What is needed — Leave out the images; return the rest of the data exactly.
-- START Given material --
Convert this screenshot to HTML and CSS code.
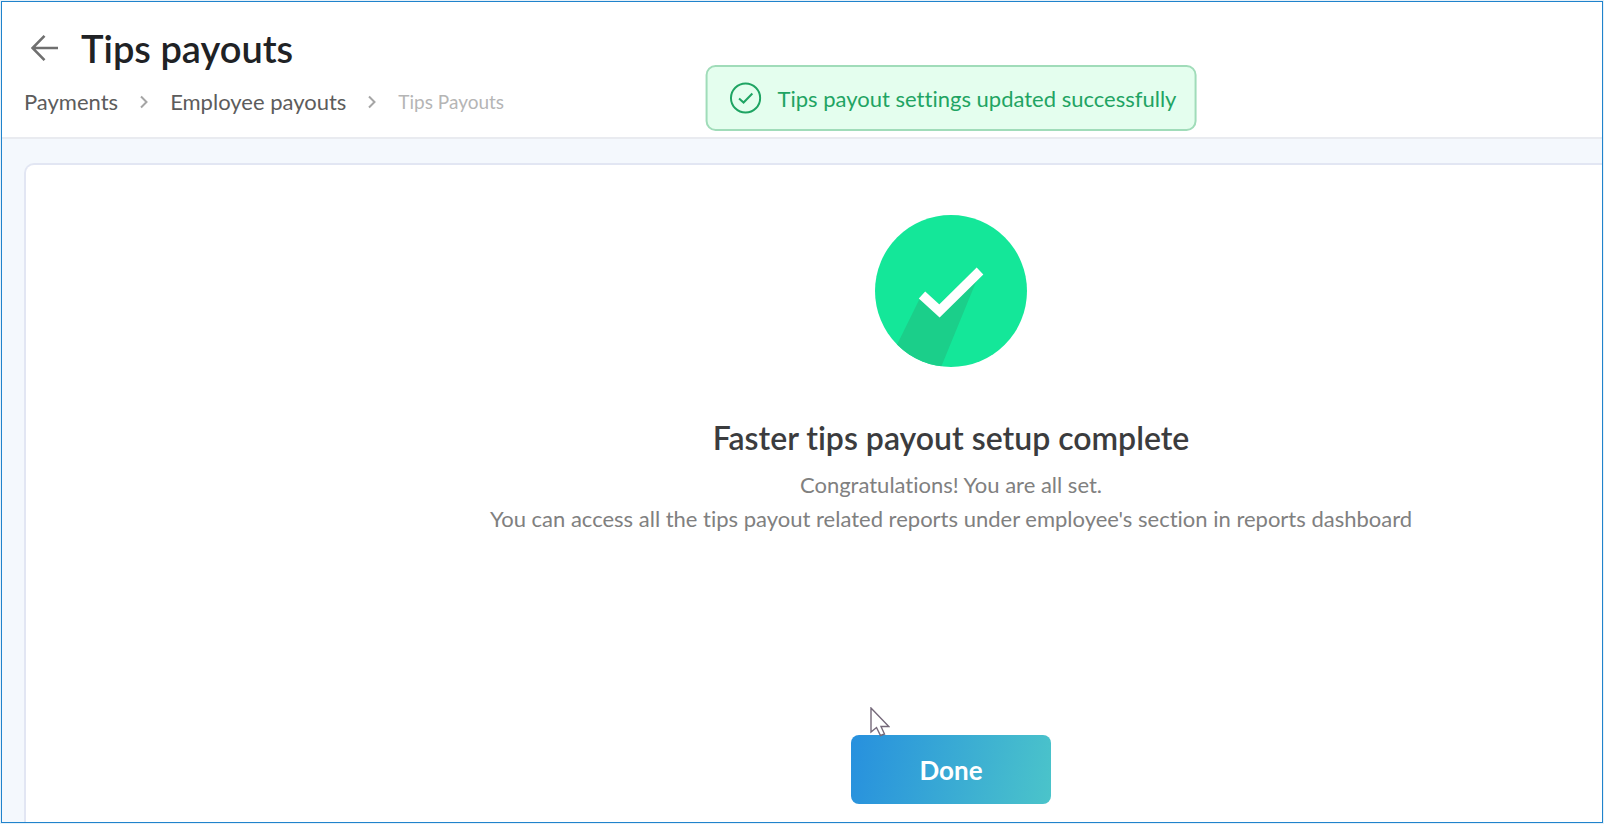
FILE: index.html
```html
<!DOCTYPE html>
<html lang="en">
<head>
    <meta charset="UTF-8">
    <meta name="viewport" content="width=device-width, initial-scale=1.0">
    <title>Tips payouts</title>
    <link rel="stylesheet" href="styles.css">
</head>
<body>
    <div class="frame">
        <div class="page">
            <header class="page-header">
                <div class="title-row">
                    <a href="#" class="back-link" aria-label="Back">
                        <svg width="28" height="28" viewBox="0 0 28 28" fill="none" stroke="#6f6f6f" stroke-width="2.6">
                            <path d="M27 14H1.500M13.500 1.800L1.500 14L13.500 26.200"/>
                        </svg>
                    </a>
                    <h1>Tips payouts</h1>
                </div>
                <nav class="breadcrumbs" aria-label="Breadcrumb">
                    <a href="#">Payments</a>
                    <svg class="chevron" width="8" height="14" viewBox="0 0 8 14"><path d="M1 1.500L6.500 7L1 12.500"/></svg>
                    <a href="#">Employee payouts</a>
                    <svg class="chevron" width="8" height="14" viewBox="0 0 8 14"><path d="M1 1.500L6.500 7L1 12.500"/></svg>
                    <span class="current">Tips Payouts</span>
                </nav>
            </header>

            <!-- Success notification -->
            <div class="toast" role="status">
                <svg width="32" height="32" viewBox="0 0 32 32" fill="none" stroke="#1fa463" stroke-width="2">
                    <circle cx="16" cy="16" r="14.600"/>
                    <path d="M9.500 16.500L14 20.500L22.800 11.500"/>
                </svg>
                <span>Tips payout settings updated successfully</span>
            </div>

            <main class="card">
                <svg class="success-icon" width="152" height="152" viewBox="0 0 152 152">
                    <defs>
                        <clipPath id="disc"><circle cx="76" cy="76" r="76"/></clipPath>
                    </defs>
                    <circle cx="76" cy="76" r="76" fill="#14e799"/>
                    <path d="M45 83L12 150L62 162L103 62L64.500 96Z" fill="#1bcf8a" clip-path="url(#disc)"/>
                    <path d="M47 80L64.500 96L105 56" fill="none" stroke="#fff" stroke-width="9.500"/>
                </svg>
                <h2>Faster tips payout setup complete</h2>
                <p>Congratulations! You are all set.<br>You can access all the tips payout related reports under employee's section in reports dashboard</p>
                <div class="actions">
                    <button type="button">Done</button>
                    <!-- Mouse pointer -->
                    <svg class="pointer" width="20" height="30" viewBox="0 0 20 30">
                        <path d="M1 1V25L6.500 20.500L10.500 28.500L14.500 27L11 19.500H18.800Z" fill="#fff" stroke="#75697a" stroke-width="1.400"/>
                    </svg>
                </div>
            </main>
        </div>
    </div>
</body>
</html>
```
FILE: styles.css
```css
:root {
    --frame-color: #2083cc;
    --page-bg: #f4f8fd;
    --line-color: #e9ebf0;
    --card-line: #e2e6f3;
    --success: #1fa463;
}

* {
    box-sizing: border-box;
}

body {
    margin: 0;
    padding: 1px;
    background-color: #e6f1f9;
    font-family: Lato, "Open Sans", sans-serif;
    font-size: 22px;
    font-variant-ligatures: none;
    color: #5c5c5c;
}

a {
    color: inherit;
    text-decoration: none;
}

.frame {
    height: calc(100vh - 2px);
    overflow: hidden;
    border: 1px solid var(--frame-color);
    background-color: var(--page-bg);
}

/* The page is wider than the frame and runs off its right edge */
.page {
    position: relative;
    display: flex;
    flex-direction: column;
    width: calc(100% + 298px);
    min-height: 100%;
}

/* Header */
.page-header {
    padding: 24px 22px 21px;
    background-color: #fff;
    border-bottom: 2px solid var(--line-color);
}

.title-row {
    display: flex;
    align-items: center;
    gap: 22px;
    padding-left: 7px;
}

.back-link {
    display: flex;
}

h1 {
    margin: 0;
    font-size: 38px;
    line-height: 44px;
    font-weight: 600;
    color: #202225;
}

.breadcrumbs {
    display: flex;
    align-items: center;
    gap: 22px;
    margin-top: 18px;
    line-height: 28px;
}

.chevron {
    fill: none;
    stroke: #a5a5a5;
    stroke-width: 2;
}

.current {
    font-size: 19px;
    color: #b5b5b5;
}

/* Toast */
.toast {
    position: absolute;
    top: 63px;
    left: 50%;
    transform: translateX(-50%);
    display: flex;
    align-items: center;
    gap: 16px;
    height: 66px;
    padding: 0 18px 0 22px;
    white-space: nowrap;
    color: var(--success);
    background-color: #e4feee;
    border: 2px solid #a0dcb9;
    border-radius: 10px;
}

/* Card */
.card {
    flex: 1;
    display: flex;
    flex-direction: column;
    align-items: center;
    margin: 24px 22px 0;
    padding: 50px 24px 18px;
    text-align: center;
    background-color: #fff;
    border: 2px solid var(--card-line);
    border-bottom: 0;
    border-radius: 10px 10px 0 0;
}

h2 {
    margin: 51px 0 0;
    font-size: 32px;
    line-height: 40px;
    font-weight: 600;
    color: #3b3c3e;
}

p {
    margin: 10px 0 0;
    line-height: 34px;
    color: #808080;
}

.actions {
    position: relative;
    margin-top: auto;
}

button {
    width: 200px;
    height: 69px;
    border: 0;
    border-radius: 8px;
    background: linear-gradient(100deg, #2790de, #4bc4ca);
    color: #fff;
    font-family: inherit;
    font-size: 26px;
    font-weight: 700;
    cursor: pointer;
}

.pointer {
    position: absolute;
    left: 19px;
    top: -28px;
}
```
-- END Given material --
Correct result —
Convert this screenshot to HTML and CSS code.
FILE: index.html
```html
<!DOCTYPE html>
<html lang="en">
<head>
    <meta charset="UTF-8">
    <meta name="viewport" content="width=device-width, initial-scale=1.0">
    <title>Tips payouts</title>
    <link rel="stylesheet" href="styles.css">
</head>
<body>
    <div class="frame">
        <div class="page">
            <header class="page-header">
                <div class="title-row">
                    <a href="#" class="back-link" aria-label="Back">
                        <svg width="28" height="28" viewBox="0 0 28 28" fill="none" stroke="#6f6f6f" stroke-width="2.6">
                            <path d="M27 14H1.500M13.500 1.800L1.500 14L13.500 26.200"/>
                        </svg>
                    </a>
                    <h1>Tips payouts</h1>
                </div>
                <nav class="breadcrumbs" aria-label="Breadcrumb">
                    <a href="#">Payments</a>
                    <svg class="chevron" width="8" height="14" viewBox="0 0 8 14"><path d="M1 1.500L6.500 7L1 12.500"/></svg>
                    <a href="#">Employee payouts</a>
                    <svg class="chevron" width="8" height="14" viewBox="0 0 8 14"><path d="M1 1.500L6.500 7L1 12.500"/></svg>
                    <span class="current">Tips Payouts</span>
                </nav>
            </header>

            <!-- Success notification -->
            <div class="toast" role="status">
                <svg width="32" height="32" viewBox="0 0 32 32" fill="none" stroke="#1fa463" stroke-width="2">
                    <circle cx="16" cy="16" r="14.600"/>
                    <path d="M9.500 16.500L14 20.500L22.800 11.500"/>
                </svg>
                <span>Tips payout settings updated successfully</span>
            </div>

            <main class="card">
                <svg class="success-icon" width="152" height="152" viewBox="0 0 152 152">
                    <defs>
                        <clipPath id="disc"><circle cx="76" cy="76" r="76"/></clipPath>
                    </defs>
                    <circle cx="76" cy="76" r="76" fill="#14e799"/>
                    <path d="M45 83L12 150L62 162L103 62L64.500 96Z" fill="#1bcf8a" clip-path="url(#disc)"/>
                    <path d="M47 80L64.500 96L105 56" fill="none" stroke="#fff" stroke-width="9.500"/>
                </svg>
                <h2>Faster tips payout setup complete</h2>
                <p>Congratulations! You are all set.<br>You can access all the tips payout related reports under employee's section in reports dashboard</p>
                <div class="actions">
                    <button type="button">Done</button>
                    <!-- Mouse pointer -->
                    <svg class="pointer" width="20" height="30" viewBox="0 0 20 30">
                        <path d="M1 1V25L6.500 20.500L10.500 28.500L14.500 27L11 19.500H18.800Z" fill="#fff" stroke="#75697a" stroke-width="1.400"/>
                    </svg>
                </div>
            </main>
        </div>
    </div>
</body>
</html>
```
FILE: styles.css
```css
:root {
    --frame-color: #2083cc;
    --page-bg: #f4f8fd;
    --line-color: #e9ebf0;
    --card-line: #e2e6f3;
    --success: #1fa463;
}

* {
    box-sizing: border-box;
}

body {
    margin: 0;
    padding: 1px;
    background-color: #e6f1f9;
    font-family: Lato, "Open Sans", sans-serif;
    font-size: 22px;
    font-variant-ligatures: none;
    color: #5c5c5c;
}

a {
    color: inherit;
    text-decoration: none;
}

.frame {
    height: calc(100vh - 2px);
    overflow: hidden;
    border: 1px solid var(--frame-color);
    background-color: var(--page-bg);
}

/* The page is wider than the frame and runs off its right edge */
.page {
    position: relative;
    display: flex;
    flex-direction: column;
    width: calc(100% + 298px);
    min-height: 100%;
}

/* Header */
.page-header {
    padding: 24px 22px 21px;
    background-color: #fff;
    border-bottom: 2px solid var(--line-color);
}

.title-row {
    display: flex;
    align-items: center;
    gap: 22px;
    padding-left: 7px;
}

.back-link {
    display: flex;
}

h1 {
    margin: 0;
    font-size: 38px;
    line-height: 44px;
    font-weight: 600;
    color: #202225;
}

.breadcrumbs {
    display: flex;
    align-items: center;
    gap: 22px;
    margin-top: 18px;
    line-height: 28px;
}

.chevron {
    fill: none;
    stroke: #a5a5a5;
    stroke-width: 2;
}

.current {
    font-size: 19px;
    color: #b5b5b5;
}

/* Toast */
.toast {
    position: absolute;
    top: 63px;
    left: 50%;
    transform: translateX(-50%);
    display: flex;
    align-items: center;
    gap: 16px;
    height: 66px;
    padding: 0 18px 0 22px;
    white-space: nowrap;
    color: var(--success);
    background-color: #e4feee;
    border: 2px solid #a0dcb9;
    border-radius: 10px;
}

/* Card */
.card {
    flex: 1;
    display: flex;
    flex-direction: column;
    align-items: center;
    margin: 24px 22px 0;
    padding: 50px 24px 18px;
    text-align: center;
    background-color: #fff;
    border: 2px solid var(--card-line);
    border-bottom: 0;
    border-radius: 10px 10px 0 0;
}

h2 {
    margin: 51px 0 0;
    font-size: 32px;
    line-height: 40px;
    font-weight: 600;
    color: #3b3c3e;
}

p {
    margin: 10px 0 0;
    line-height: 34px;
    color: #808080;
}

.actions {
    position: relative;
    margin-top: auto;
}

button {
    width: 200px;
    height: 69px;
    border: 0;
    border-radius: 8px;
    background: linear-gradient(100deg, #2790de, #4bc4ca);
    color: #fff;
    font-family: inherit;
    font-size: 26px;
    font-weight: 700;
    cursor: pointer;
}

.pointer {
    position: absolute;
    left: 19px;
    top: -28px;
}
```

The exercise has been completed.